Des jours de torture
Dans son logement sans électricité, où les fenêtres sont toujours protégées par des planches de bois, Oksana revient sur son calvaire. Elle explique comment les soldats russes sont venus la chercher à son domicile parce qu'ils ne croyaient pas à la mort d'Alexei et la soupçonnaient de le cacher.
"On m'a demandé de me mettre en sous-vêtements. Dans la pièce d'à-côté, il y avait des activistes ukrainiens. Eux étaient habillés. Les soldats russes leur ont demandé si Kherson était russe. Ils ont dit Kherson est ukrainienne! Ils ont refusé de s'agenouiller et les Russes leur ont tiré dans les genoux", raconte-t-elle, s'interrompant à peine lorsqu'une salve de roquettes résonne au loin.

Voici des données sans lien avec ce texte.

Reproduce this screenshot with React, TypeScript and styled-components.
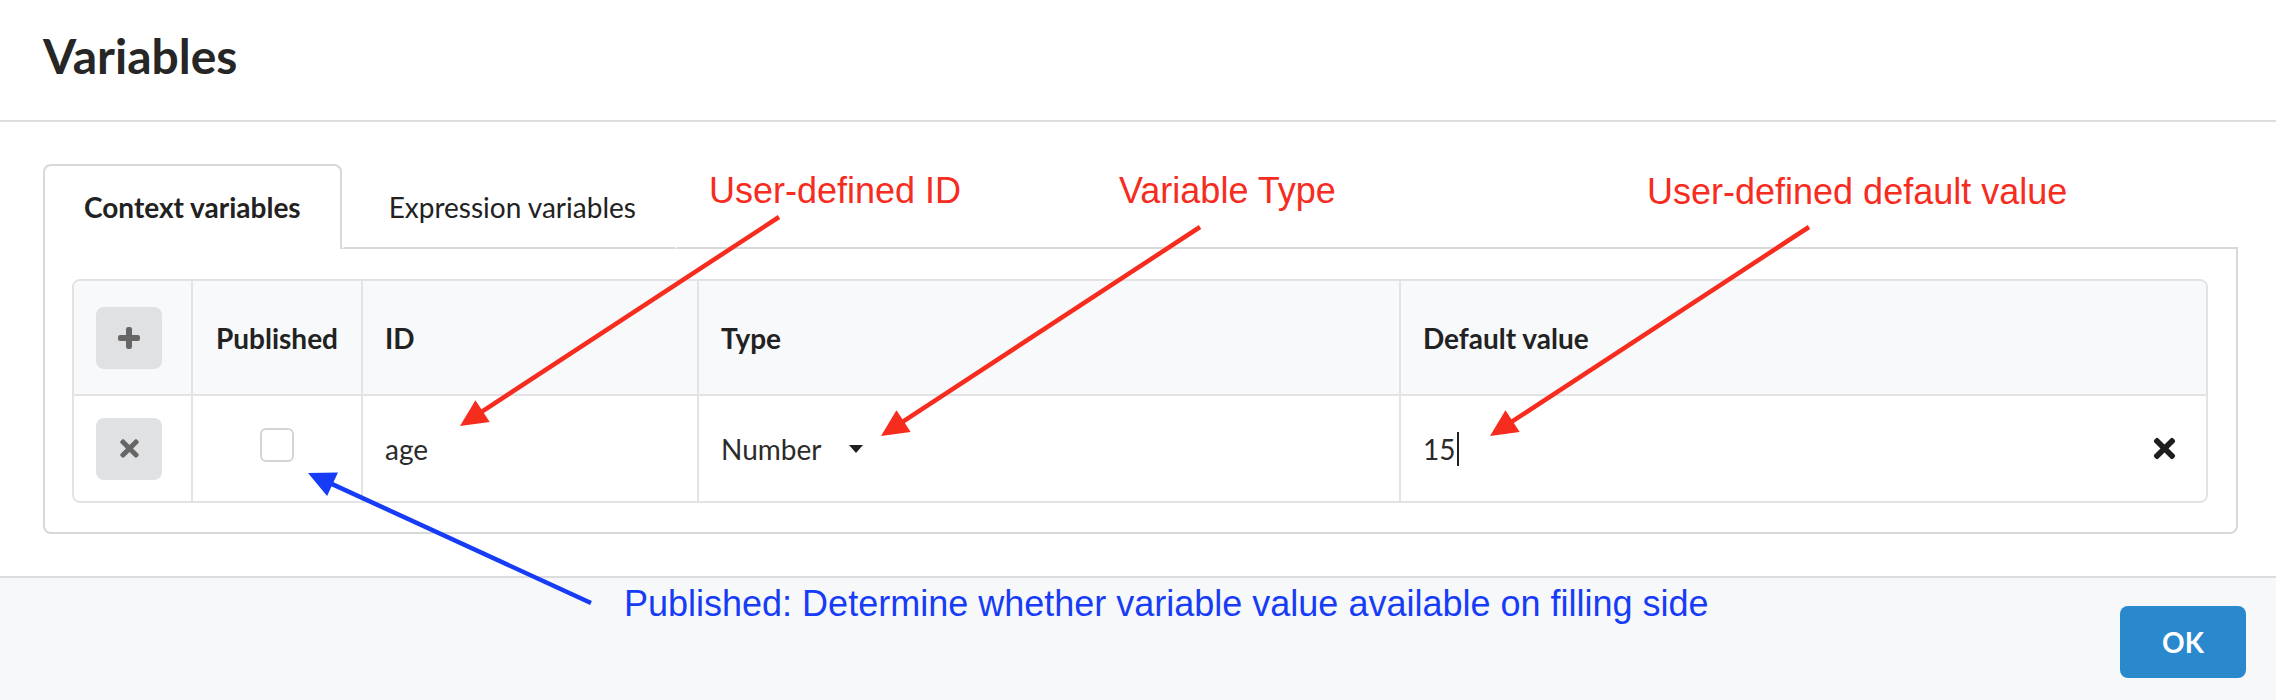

"On m'a mis un sac sur la tête, on m'a attachée à la chaise et ils ont commencé à m'arracher les ongles. On vous arrache les ongles, avec la tête dans un sac… vous suffoquez, vous ne savez pas ce qui vous attend", poursuit-elle. "Alors, j'ai prié pour rejoindre mon mari, pour ne pas être violée, pour mourir rapidement."
Terreur nocturne
Finalement, Oksana a été libérée, mais les tortures ne s'arrêtent pas pour autant. Pendant des semaines, des militaires débarquent chez elle dans la nuit. Elle est encore menacée et battue. "Ils sont venus à 4h du matin. Ils ont mis mon bras dans de l'eau bouillante. Ils m'ont dit que je n'en avais pas besoin si je ne travaillais pas avec eux."
Ils sont venus à 4h du matin. Ils ont mis mon bras dans de l'eau bouillante. Ils m'ont dit que je n'en avais pas besoin si je ne travaillais pas avec eux
Les visites ont fini par s'arrêter. Et les Russes par quitter la ville. Mais Oksana se réveille toujours régulièrement au milieu de la nuit, terrifiée à l'idée que les soldats frappent de nouveau à sa porte.